Where HMRC find that there is additional tax due, the behaviours that gave rise to the error, including the timing, manner and quality of any disclosure, will be considered in determining any applicable penalties. While the standard HMRC penalty provisions will apply for failures which relate to the DPT, the PDCF offers companies the following key concessions:

  • HMRC will not open an investigation into potential DPT or other liabilities arising from the arrangements during the period that the company is preparing the report and engaging with the PDCF
  • HMRC may agree not to take any further action in respect of DPT or transfer pricing if proposed changes arising out of the PDCF are appropriate
  • “Unprompted disclosures” from companies that are not already under investigation will be subject to a lower minimum penalty than a prompted disclosure
  • The penalty for inaccuracies that are disclosed unprompted may, in certain circumstances, be reduced to nil.
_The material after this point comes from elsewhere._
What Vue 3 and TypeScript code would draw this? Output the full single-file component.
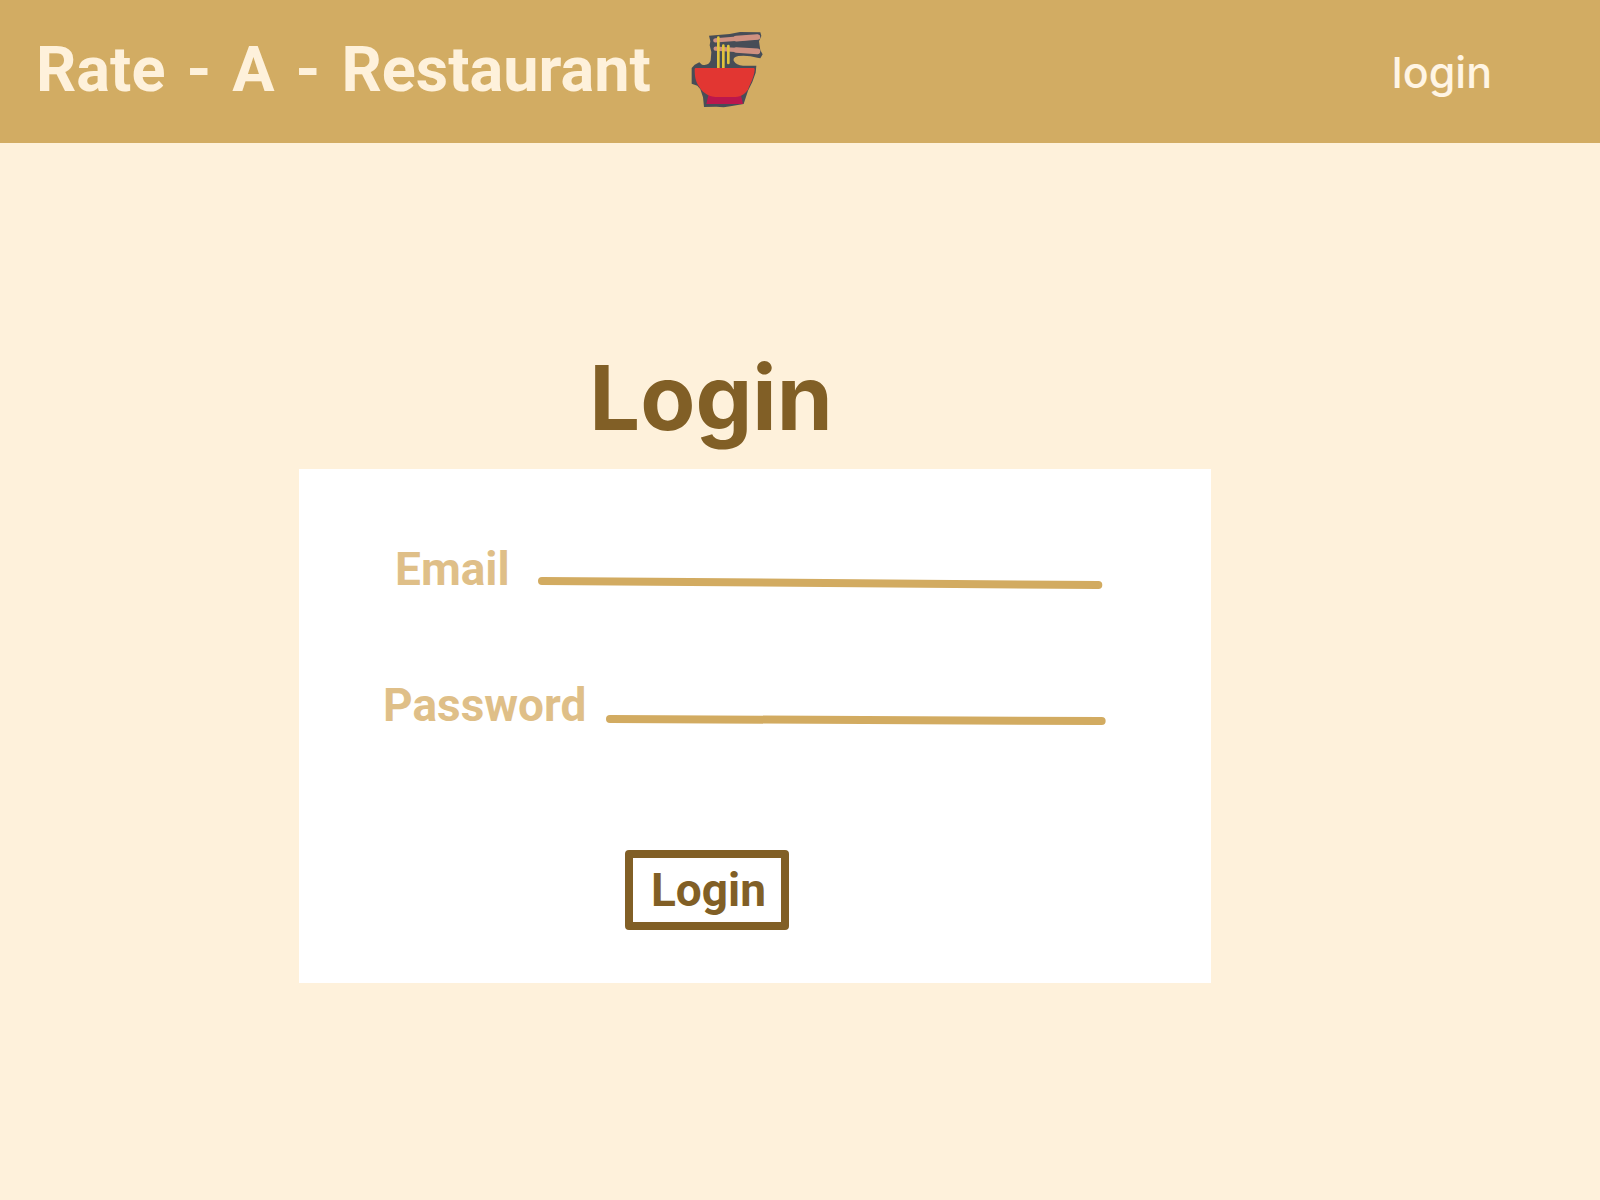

They may also be suspended on conditions

Other advantages

In addition to the mitigation of penalties, multinationals may be minded to take advantage of the PDCF as a tool to improve compliance and obtain greater certainty around historical DPT risk. Corporate groups may also benefit from first-mover advantage and from regularising their tax affairs in advance of a potential HMRC investigation, in the hopes of streamlining any such inquiry and managing the associated impact on the group. Accordingly, any multinational group which considers that it may fall under the DPT rules is encouraged to contact its tax advisors to discuss next steps.